And Here Are The Test Results!

Posted on May 27th, 2007 - 8:35 pm - no comments

I’m getting really annoyed, as I bet almost 80% of Internet’s popullation is getting too, about those tests that’ll prove what kind of person you are and what people you get along with. It’s, as we can all say in different languages, a load of bullshit. I get utterly insulted everytime I actually tro do some of the tests ‘n shit.

What kind of person really needs to take theses tests to figure out what he/she needs in life? Shouldn’t they fucking know what their needs are instead of some computer generated nonsense? I can only imagine sad, pathetic losers who’ve got no job, no life and no friends, sitting around in a trendy internet cafè - drinking latte - doing thoses tests (on a serious level).

So I found this test, right, called “What Are The Keys To Your Heart?” on Blogthings. But since I don’t confirm with the different answers, I’ve come up with my own sheit. Check it:

1. The end of the world is near, and you have the power to save only one kind of animal. What do you save?
None. If I have the power, I’d want to make them prove their worth, for instance doing my laundry or my dishes. But since none of the listed animals are capable of actually doing this, I’d skin them and eat the lot.

2. You travel to Africa. When you visit a tribe, they insist you take a live animal as a souvenir. Which one will you choose?
The lion. If there’s one animal you’d want to take a walk with in the park, on a sunny day, it would be the King of Animals. Also I could make it eat so-called trendy chavs with their “designer dogs”.

3. You did something wrong. God punishes you by turning you into an animal of your choice. You decide to become a: (…)
Wrong. If I did something wrong, something that has a probability of zero, God would appraise me and send me a “Awesome Work, Mate”-card. And if he turned me into a Kung-Fu Hippo, would I complain? No, it’d fucking rule.

4. If you have the power to make one species disappear forever, which one will that be?
Oh please.
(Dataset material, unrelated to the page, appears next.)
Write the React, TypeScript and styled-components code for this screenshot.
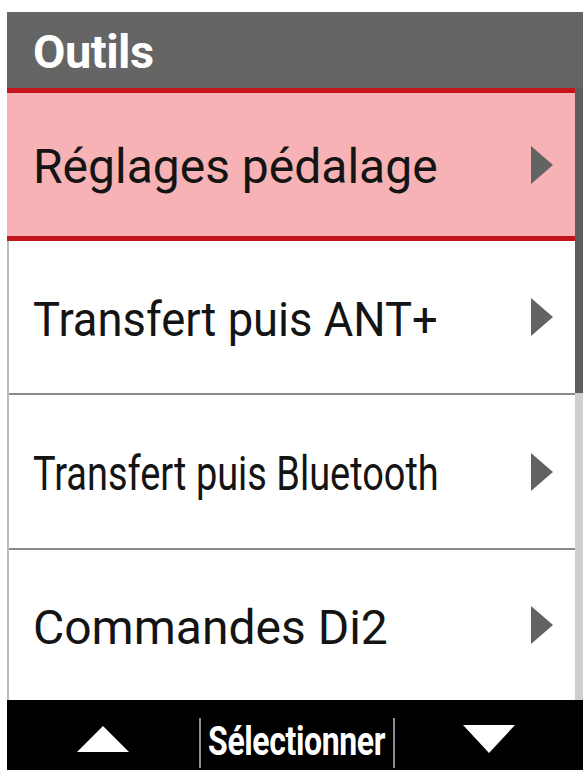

I’ve listened to alot, let me emphazise alot, of Xfm-shows with Ricky Gervais, Stephen Merchant and Karl Pilkington. The answer is jellyfish. (Do we need ‘em?)

5. If you someday met an animal that could speak in human language, you would want that animal to be a…
A gigantic Tyrannosaurus Rex. “That’s not an animal!”, you say, but then I counter your claims with “look missy, the whole thing is about if-if-if. If an animal could speak in human language, I don’t see why a dinosaur couldn’t be one.”. Then you shut up and re-think your life. I’d ask the Rex what the different plant-eating dinosaurus (veggisaurus) tastes like. Then I’d drop-kick it’s ass and cook it over open fire.

6. On an isolated island, you can only have an animal as you companion. You choose: (…)
A large boar, like this one. I’d make it get all fat ‘n cozy, kill it and have a great time with the mountains of bacon it’d make. Since the question didn’t explain anything else about the island, I’d assume that there’d be electricity and I’d have computer, television and gigantic sound system. What a life that would’ve been, eh?

7. If you had the power to tame all kinds of animals, you’ll choose what kind of animal to be your pet?
A lion. See question 2 for more information. Next please!

8. If you could be an animal for 5 minutes, which one you would like to be?
I’d be me, of course. I am an animal, driven by sexual lusts, necessity for food and shelter and the intellectual mind derived from comic books ‘n movies. Heck, I’m me all the time so I’ll just ignore the question.

The Result:
You are a man. Can I marry you, even though this is a generated script and I have no capabilities of pleasing you in any physical way? Please?

So there you have it. I am a man. Now I need to get my laundry and dishes done, and I’ll be back to write about the amazing chipmusic-gig I went to on last Friday. Cheers.